By: John A. Baden, Ph.D.
Posted on June 08, 2017 FREE Insights

Veronica Harrison of the Heartland Institute asked me to describe seasons living on our Montana ranch. It's a great blessing to live with Ramona on productive land lying between Bozeman and Big Sky, Montana and an hour north of Yellowstone Park. Together, and we've been together over 40 years, we represent nine generations in American agriculture.

Visitors, especially fishermen, have described our place as one of the finest small ranches in Montana. It's small, one measured in hundreds not thousands of acres. No accident our ranch was featured in the Wall Street Journal and on the cover of Outside Magazine. It's an ecological collage of attractive features and only half an hour from Bozeman Yellowstone International field.

 

Most of the ranch's qualities come from water--and we have lots of it. Our oldest water rights, 100 miners inches, date from 1866. * This a special blessing for we live about 500 miles west of the 100th meridian, the hydrological line where aridity begins. West of that line precipitation drops below 20 inches per year, the minimum for conventional American agriculture.  Bozeman, Montana gets 18 inches per year, our ranch only a bit more.  

In addition to views of the Spanish Peaks and the Bridger Range, we have excellent habitat for deer and elk and trout. Our irrigated ground produces over five tons of alfalfa per acre, the dry land a mere ton and a half. It's a beautiful working ranch and we worked very hard to restore and build it.

Apart from superb scenery and location, most of the ranch value comes from our bountiful water. We have both natural moisture and water diverted from the Gallatin River for irrigation. A private canal built by muscle and steam in 1883 delivers it. ** Our major property rights in water date from 1866 and 1883. We purchased these water rights and they are attached to the land.

My day's activities depend on the season. In January I first check on livestock water then their feed.  Spring water for steers and lambs doesn't freeze but our creeks do--and that's where the horses water. In winter we give animals ample hay, all grow on our irrigated land.

Throughout the winter we are mindful of and welcoming of snowfall. Aside for the increasing rare blizzard, snow is a blessing--and not just for skiing. Snow in the nearby mountains produces our irrigation water and habitat for fish and wildlife. It also insulates and protects the ground.

Spring comes earlier than a few decades ago and this too is a blessing. Grass greens up sooner and fewer baby animals die from late snowstorms. Our irrigation water is turned into the privately built, maintained, and monitored Kleinschmidt Canal on May 15. It is important to harrow, seed, roll hay fields, prepare diversions, ditches, and pumps before that date.
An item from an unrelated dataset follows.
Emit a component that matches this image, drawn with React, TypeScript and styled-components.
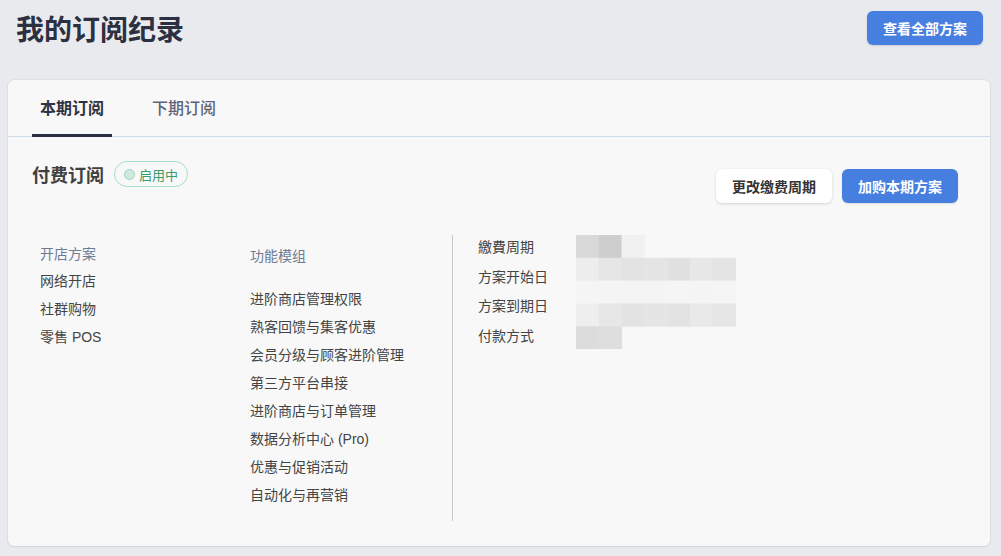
import styled, { createGlobalStyle } from "styled-components";
import { useState } from "react";

// Dados das colunas
const storePlans = ["网络开店", "社群购物", "零售 POS"];

const modules = [
  "进阶商店管理权限",
  "熟客回馈与集客优惠",
  "会员分级与顾客进阶管理",
  "第三方平台串接",
  "进阶商店与订单管理",
  "数据分析中心 (Pro)",
  "优惠与促销活动",
  "自动化与再营销",
];

const detailLabels = ["繳費周期", "方案开始日", "方案到期日", "付款方式"];

// Mosaico que esconde os dados sensíveis
const mosaic: string[][] = [
  ["#d9d9d9", "#cecece", "#f1f1f1"],
  ["#ededed", "#e6e6e6", "#e3e3e3", "#e5e5e5", "#e1e1e1", "#e7e7e7", "#e4e4e4"],
  ["#f5f5f5", "#f4f4f4", "#f4f4f4", "#f4f4f4", "#f5f5f5", "#f4f4f4", "#f5f5f5"],
  ["#eeeeee", "#e7e7e7", "#e3e3e3", "#e5e5e5", "#e3e3e3", "#e9e9e9", "#e6e6e6"],
  ["#dcdcdc", "#dedede"],
];

const CELL = 22.8;

export default function App() {
  const [tab, setTab] = useState(0);

  return (
    <>
      <GlobalStyle />
      <Page>
        <PageHeader>
          <PageTitle>我的订阅纪录</PageTitle>
          <PrimaryButton>查看全部方案</PrimaryButton>
        </PageHeader>

        <Card>
          <Tabs>
            {["本期订阅", "下期订阅"].map((label, i) => (
              <Tab key={label} $active={tab === i} onClick={() => setTab(i)}>
                {label}
              </Tab>
            ))}
          </Tabs>

          <Section>
            <SectionHeader>
              <TitleGroup>
                <SectionTitle>付费订阅</SectionTitle>
                <Badge>
                  <BadgeDot />
                  启用中
                </Badge>
              </TitleGroup>
              <Actions>
                <SecondaryButton>更改缴费周期</SecondaryButton>
                <PrimaryButton>加购本期方案</PrimaryButton>
              </Actions>
            </SectionHeader>

            <Columns>
              <PlanColumn>
                <ColumnTitle>开店方案</ColumnTitle>
                {storePlans.map((p) => (
                  <Item key={p}>{p}</Item>
                ))}
              </PlanColumn>

              <ModuleColumn>
                <ModuleTitle>功能模组</ModuleTitle>
                {modules.map((m) => (
                  <Item key={m}>{m}</Item>
                ))}
              </ModuleColumn>

              <DetailColumn>
                <Labels>
                  {detailLabels.map((l) => (
                    <DetailLabel key={l}>{l}</DetailLabel>
                  ))}
                </Labels>
                <Mosaic width={CELL * 7} height={CELL * 5}>
                  {mosaic.map((row, r) =>
                    row.map((c, i) => (
                      <rect
                        key={`${r}-${i}`}
                        x={i * CELL}
                        y={r * CELL}
                        width={CELL + 0.5}
                        height={CELL + 0.5}
                        fill={c}
                      />
                    ))
                  )}
                </Mosaic>
              </DetailColumn>
            </Columns>
          </Section>
        </Card>
      </Page>
    </>
  );
}

const GlobalStyle = createGlobalStyle`
  html, body {
    margin: 0;
    padding: 0;
    background: #e9eaee;
  }
  body {
    font-family: "Liberation Sans", "Noto Sans CJK SC", sans-serif;
    color: #444;
  }
`;

const Page = styled.div`
  width: 1001px;
  min-height: 556px;
  padding: 11px 11px 10px 8px;
  box-sizing: border-box;
`;

const PageHeader = styled.div`
  display: flex;
  align-items: center;
  justify-content: space-between;
  padding: 0 7px 0 8px;
  height: 34px;
`;

const PageTitle = styled.h1`
  margin: 0;
  font-size: 28px;
  font-weight: 700;
  color: #2c3040;
  font-family: "Noto Sans CJK SC", sans-serif;
`;

const PrimaryButton = styled.button`
  height: 34px;
  width: 116px;
  border: none;
  border-radius: 6px;
  background: #477fe0;
  color: #fff;
  font-family: "Noto Sans CJK SC", sans-serif;
  font-size: 14px;
  font-weight: 700;
  cursor: pointer;
  box-shadow: 0 1px 2px rgba(0, 0, 0, 0.12);
`;

const SecondaryButton = styled(PrimaryButton)`
  background: #fff;
  color: #333;
  box-shadow: 0 1px 3px rgba(0, 0, 0, 0.15);
`;

const Card = styled.div`
  margin-top: 35px;
  background: #f8f8f8;
  border-radius: 6px;
  box-shadow: 0 0 0 1px rgba(0, 0, 0, 0.04), 0 1px 2px rgba(0, 0, 0, 0.06);
  padding-bottom: 25px;
`;

const Tabs = styled.div`
  display: flex;
  gap: 32px;
  padding: 0 24px;
  height: 56px;
  border-bottom: 1px solid #cfdbe9;
`;

const Tab = styled.div<{ $active: boolean }>`
  display: flex;
  align-items: center;
  padding: 0 8px;
  font-family: "Noto Sans CJK SC", sans-serif;
  font-size: 16px;
  font-weight: ${(p) => (p.$active ? 700 : 500)};
  color: ${(p) => (p.$active ? "#2f3242" : "#5b6479")};
  border-bottom: 3px solid ${(p) => (p.$active ? "#2b3040" : "transparent")};
  margin-bottom: -1px;
  cursor: pointer;
`;

const Section = styled.div`
  padding: 24px 32px 0 24px;
`;

const SectionHeader = styled.div`
  display: flex;
  justify-content: space-between;
  align-items: flex-start;
`;

const TitleGroup = styled.div`
  display: flex;
  align-items: center;
  gap: 10px;
`;

const SectionTitle = styled.h2`
  margin: 0;
  font-family: "Noto Sans CJK SC", sans-serif;
  font-size: 18px;
  font-weight: 700;
  color: #404040;
  line-height: 26px;
`;

const Badge = styled.span`
  display: inline-flex;
  align-items: center;
  gap: 4px;
  height: 24px;
  padding: 0 9px;
  border: 1px solid #a6dfc8;
  border-radius: 13px;
  color: #3a9b6c;
  font-family: "Noto Sans CJK SC", sans-serif;
  font-size: 13px;
`;

const BadgeDot = styled.span`
  width: 9px;
  height: 9px;
  border-radius: 50%;
  background: #cfe9df;
  border: 1px solid #9fd4bd;
`;

const Actions = styled.div`
  display: flex;
  gap: 10px;
  margin-top: 8px;
`;

const Columns = styled.div`
  display: flex;
  margin-top: 32px;
  padding-left: 8px;
`;

const PlanColumn = styled.div`
  width: 210px;
  padding-top: 4px;
`;

const ModuleColumn = styled.div`
  width: 202px;
  padding-top: 6px;
  border-right: 1px solid #c8c8c8;
  padding-bottom: 12px;
`;

const ColumnTitle = styled.div`
  font-family: "Noto Sans CJK SC", sans-serif;
  font-size: 14px;
  line-height: 28px;
  color: #6e7b94;
`;

const ModuleTitle = styled(ColumnTitle)`
  margin-bottom: 16px;
`;

const Item = styled.div`
  font-size: 14px;
  line-height: 28px;
  color: #444;
`;

const DetailColumn = styled.div`
  display: flex;
  align-items: flex-start;
  padding-left: 25px;
`;

const Labels = styled.div`
  width: 98px;
  margin-top: -2px;
`;

const DetailLabel = styled.div`
  font-size: 14px;
  line-height: 29.7px;
  color: #444;
`;

const Mosaic = styled.svg`
  display: block;
`;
We celebrate the irrigation turn-on date, the opposite feeling of April 15.

For those prepared, everything changes for the better when water flows through the Gallatin Valley's canals. One unanticipated benefit is the great increase in the water flowing in spring creeks. Trout love it and hence so do fly fishermen. 

The Gallatin Valley has become world famous for its spring creeks and the quality is improved by irrigation recharge. Over the past 25 years I've restored and augmented a small spring creek that had been diverted and destroyed sometime around 1900.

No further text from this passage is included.